Report how many lines in the listing below include the word "this". Write nothing besides the number.

--- BEGIN Records for processing ---

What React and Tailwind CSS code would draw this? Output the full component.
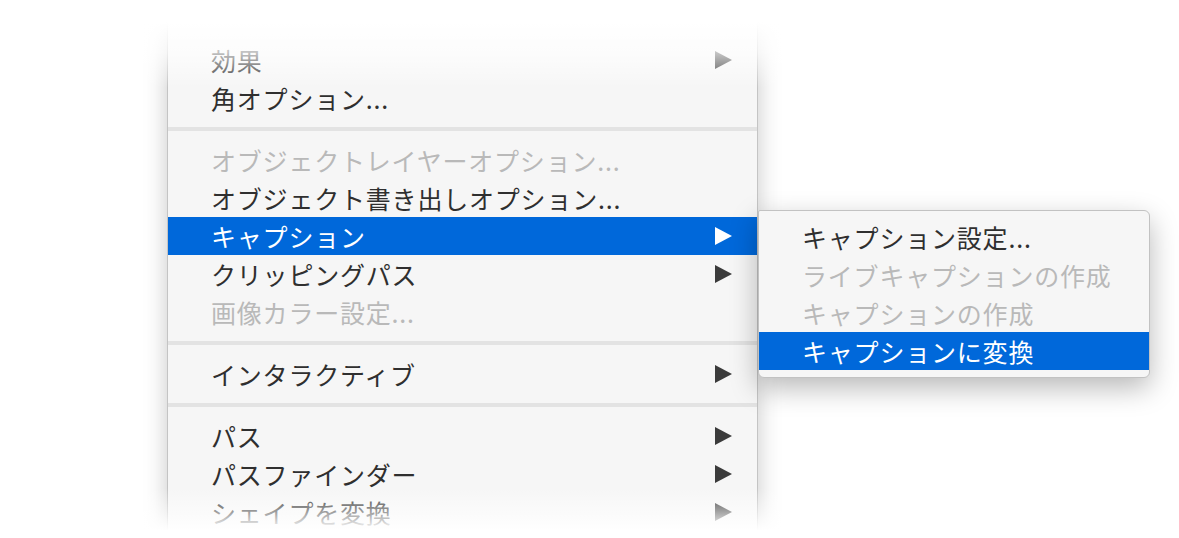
const Arrow = ({ color }) => (
  <svg width="17" height="18" viewBox="0 0 17 18" className="shrink-0">
    <polygon points="0,0 17,9 0,18" fill={color} />
  </svg>
);

const Row = ({ label, arrow, disabled, active }) => {
  const text = active ? "text-white" : disabled ? "text-[#b9b9b9]" : "text-[#2f2f2f]";
  return (
    <div
      className={`flex h-[38px] items-center justify-between pl-[43px] pr-[25px] ${active ? "bg-[#0068da]" : ""}`}
    >
      <span className={`text-[25px] leading-[37px] tracking-[0.8px] whitespace-nowrap ${text}`}>{label}</span>
      {arrow && <Arrow color={active ? "#ffffff" : disabled ? "#b9b9b9" : "#3b3b3b"} />}
    </div>
  );
};

const Separator = () => <div className="my-[10px] h-[4px] bg-[#e3e3e3]" />;

export default function App() {
  return (
    <div
      className="relative h-[538px] w-[1179px] overflow-hidden bg-white"
      style={{ fontFamily: '"Noto Sans CJK JP", "Noto Sans", sans-serif' }}
    >
      <div className="flex items-start">
        {/* Main context menu */}
        <div className="ml-[167px] w-[591px] border-x border-[#c4c4c4] bg-[#f6f6f6] pt-[41px] pb-[40px] shadow-[0_0_22px_rgba(0,0,0,0.22)]">
          <Row label="効果" arrow />
          <Row label="角オプション..." />
          <Separator />
          <Row label="オブジェクトレイヤーオプション..." disabled />
          <Row label="オブジェクト書き出しオプション..." />
          <Row label="キャプション" arrow active />
          <Row label="クリッピングパス" arrow />
          <Row label="画像カラー設定..." disabled />
          <Separator />
          <Row label="インタラクティブ" arrow />
          <Separator />
          <Row label="パス" arrow />
          <Row label="パスファインダー" arrow />
          <Row label="シェイプを変換" arrow />
        </div>

        {/* Submenu */}
        <div className="relative z-10 mt-[210px] w-[392px] rounded-r-[6px] rounded-bl-[6px] rounded-tl-[2px] border border-[#c2c2c2] bg-[#f6f6f6] py-[7px] shadow-[0_10px_28px_rgba(0,0,0,0.28)]">
          <Row label="キャプション設定..." />
          <Row label="ライブキャプションの作成" disabled />
          <Row label="キャプションの作成" disabled />
          <Row label="キャプションに変換" active />
        </div>
      </div>

      {/* top and bottom fades */}
      <div className="pointer-events-none absolute inset-x-0 top-0 z-20 h-[88px] bg-linear-to-b from-white from-25% via-white/70 via-60% to-white/0" />
      <div className="pointer-events-none absolute inset-x-0 bottom-0 z-20 h-[50px] bg-linear-to-t from-white from-15% via-white/50 via-55% to-white/0" />
    </div>
  );
}
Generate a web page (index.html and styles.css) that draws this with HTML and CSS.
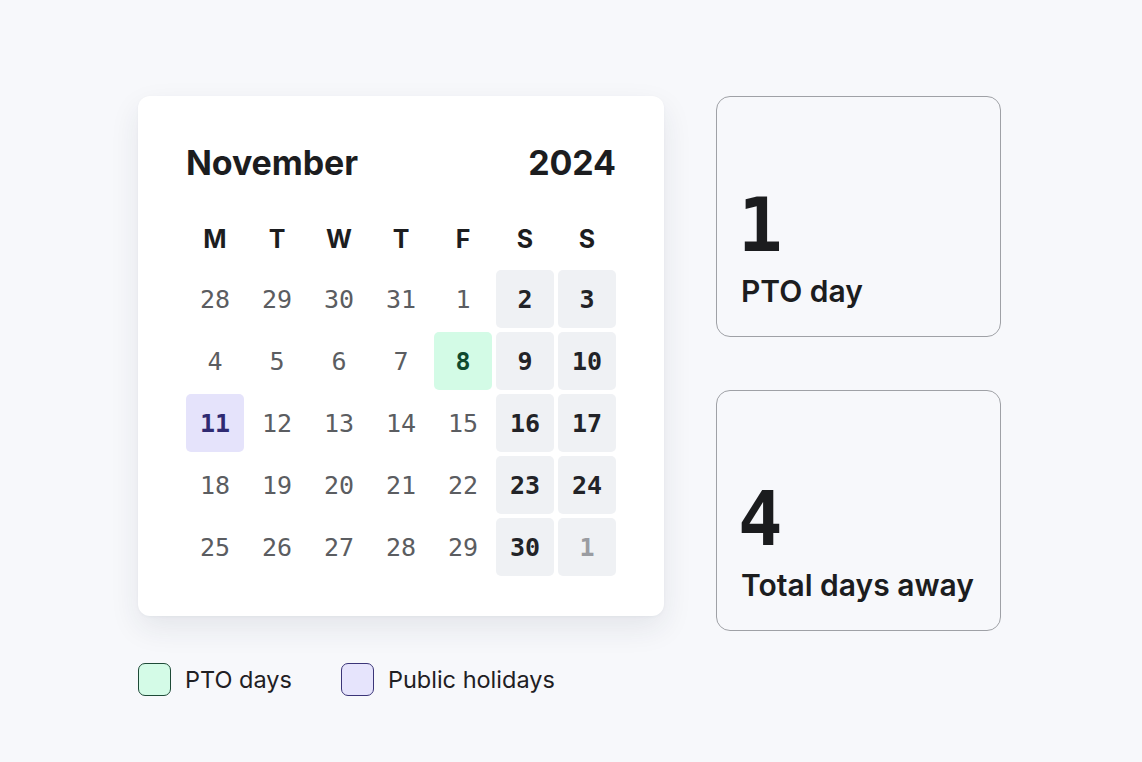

--- END Records for processing ---

> Written response: 2